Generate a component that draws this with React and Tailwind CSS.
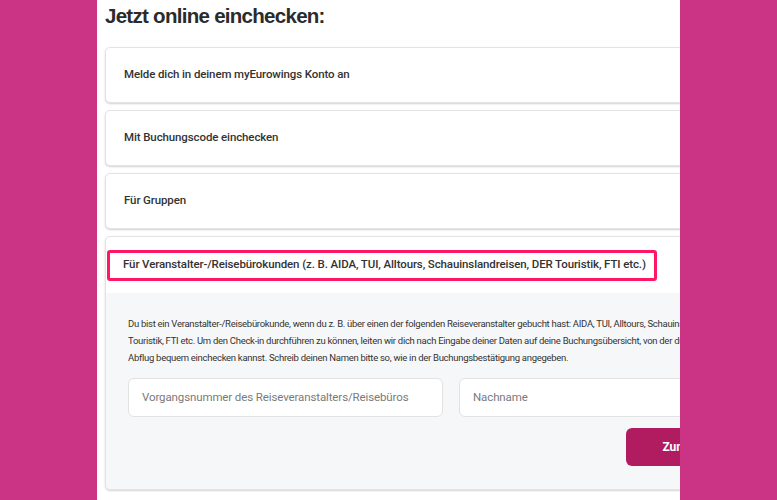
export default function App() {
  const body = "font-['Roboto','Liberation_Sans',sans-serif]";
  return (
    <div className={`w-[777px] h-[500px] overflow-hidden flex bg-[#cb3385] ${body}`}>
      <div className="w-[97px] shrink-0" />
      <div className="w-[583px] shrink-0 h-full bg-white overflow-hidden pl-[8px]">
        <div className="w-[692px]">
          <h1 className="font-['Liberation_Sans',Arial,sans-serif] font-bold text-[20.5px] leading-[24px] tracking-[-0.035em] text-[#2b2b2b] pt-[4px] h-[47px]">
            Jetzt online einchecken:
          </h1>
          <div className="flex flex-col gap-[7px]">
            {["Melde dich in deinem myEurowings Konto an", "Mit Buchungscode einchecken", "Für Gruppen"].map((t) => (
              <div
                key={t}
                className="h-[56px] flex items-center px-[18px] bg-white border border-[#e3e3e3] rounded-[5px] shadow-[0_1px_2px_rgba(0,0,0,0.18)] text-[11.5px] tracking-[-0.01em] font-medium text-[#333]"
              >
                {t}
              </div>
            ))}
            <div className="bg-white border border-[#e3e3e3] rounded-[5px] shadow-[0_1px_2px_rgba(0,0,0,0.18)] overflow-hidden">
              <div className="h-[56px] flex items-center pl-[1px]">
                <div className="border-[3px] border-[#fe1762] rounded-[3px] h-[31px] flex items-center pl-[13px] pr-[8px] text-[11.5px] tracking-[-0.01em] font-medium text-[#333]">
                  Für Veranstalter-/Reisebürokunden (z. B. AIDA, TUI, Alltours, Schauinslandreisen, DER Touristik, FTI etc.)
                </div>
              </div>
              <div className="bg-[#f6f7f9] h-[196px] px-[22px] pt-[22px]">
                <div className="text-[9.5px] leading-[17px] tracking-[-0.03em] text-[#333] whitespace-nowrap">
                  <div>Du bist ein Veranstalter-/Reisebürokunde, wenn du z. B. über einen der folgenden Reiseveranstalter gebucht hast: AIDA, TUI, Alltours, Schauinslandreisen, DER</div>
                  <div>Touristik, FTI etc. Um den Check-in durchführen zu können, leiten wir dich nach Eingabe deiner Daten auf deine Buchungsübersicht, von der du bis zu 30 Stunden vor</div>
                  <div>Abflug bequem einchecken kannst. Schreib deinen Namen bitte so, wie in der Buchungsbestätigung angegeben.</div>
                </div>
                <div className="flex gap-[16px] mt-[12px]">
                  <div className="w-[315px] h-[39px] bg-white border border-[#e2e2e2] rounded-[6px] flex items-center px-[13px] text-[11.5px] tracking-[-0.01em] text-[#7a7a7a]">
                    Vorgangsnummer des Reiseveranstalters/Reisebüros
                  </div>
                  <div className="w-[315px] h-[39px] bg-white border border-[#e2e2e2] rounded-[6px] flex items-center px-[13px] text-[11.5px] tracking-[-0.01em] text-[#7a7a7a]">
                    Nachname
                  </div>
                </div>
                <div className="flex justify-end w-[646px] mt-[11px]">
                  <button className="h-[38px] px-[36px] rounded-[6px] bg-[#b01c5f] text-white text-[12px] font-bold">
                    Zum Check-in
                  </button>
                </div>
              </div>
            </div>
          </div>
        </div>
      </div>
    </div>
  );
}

▸ **What to produce**: Return all of the data exactly as written, and drop the pictures.

▸ **Solution**:
Generate a component that draws this with React and Tailwind CSS.
export default function App() {
  const body = "font-['Roboto','Liberation_Sans',sans-serif]";
  return (
    <div className={`w-[777px] h-[500px] overflow-hidden flex bg-[#cb3385] ${body}`}>
      <div className="w-[97px] shrink-0" />
      <div className="w-[583px] shrink-0 h-full bg-white overflow-hidden pl-[8px]">
        <div className="w-[692px]">
          <h1 className="font-['Liberation_Sans',Arial,sans-serif] font-bold text-[20.5px] leading-[24px] tracking-[-0.035em] text-[#2b2b2b] pt-[4px] h-[47px]">
            Jetzt online einchecken:
          </h1>
          <div className="flex flex-col gap-[7px]">
            {["Melde dich in deinem myEurowings Konto an", "Mit Buchungscode einchecken", "Für Gruppen"].map((t) => (
              <div
                key={t}
                className="h-[56px] flex items-center px-[18px] bg-white border border-[#e3e3e3] rounded-[5px] shadow-[0_1px_2px_rgba(0,0,0,0.18)] text-[11.5px] tracking-[-0.01em] font-medium text-[#333]"
              >
                {t}
              </div>
            ))}
            <div className="bg-white border border-[#e3e3e3] rounded-[5px] shadow-[0_1px_2px_rgba(0,0,0,0.18)] overflow-hidden">
              <div className="h-[56px] flex items-center pl-[1px]">
                <div className="border-[3px] border-[#fe1762] rounded-[3px] h-[31px] flex items-center pl-[13px] pr-[8px] text-[11.5px] tracking-[-0.01em] font-medium text-[#333]">
                  Für Veranstalter-/Reisebürokunden (z. B. AIDA, TUI, Alltours, Schauinslandreisen, DER Touristik, FTI etc.)
                </div>
              </div>
              <div className="bg-[#f6f7f9] h-[196px] px-[22px] pt-[22px]">
                <div className="text-[9.5px] leading-[17px] tracking-[-0.03em] text-[#333] whitespace-nowrap">
                  <div>Du bist ein Veranstalter-/Reisebürokunde, wenn du z. B. über einen der folgenden Reiseveranstalter gebucht hast: AIDA, TUI, Alltours, Schauinslandreisen, DER</div>
                  <div>Touristik, FTI etc. Um den Check-in durchführen zu können, leiten wir dich nach Eingabe deiner Daten auf deine Buchungsübersicht, von der du bis zu 30 Stunden vor</div>
                  <div>Abflug bequem einchecken kannst. Schreib deinen Namen bitte so, wie in der Buchungsbestätigung angegeben.</div>
                </div>
                <div className="flex gap-[16px] mt-[12px]">
                  <div className="w-[315px] h-[39px] bg-white border border-[#e2e2e2] rounded-[6px] flex items-center px-[13px] text-[11.5px] tracking-[-0.01em] text-[#7a7a7a]">
                    Vorgangsnummer des Reiseveranstalters/Reisebüros
                  </div>
                  <div className="w-[315px] h-[39px] bg-white border border-[#e2e2e2] rounded-[6px] flex items-center px-[13px] text-[11.5px] tracking-[-0.01em] text-[#7a7a7a]">
                    Nachname
                  </div>
                </div>
                <div className="flex justify-end w-[646px] mt-[11px]">
                  <button className="h-[38px] px-[36px] rounded-[6px] bg-[#b01c5f] text-white text-[12px] font-bold">
                    Zum Check-in
                  </button>
                </div>
              </div>
            </div>
          </div>
        </div>
      </div>
    </div>
  );
}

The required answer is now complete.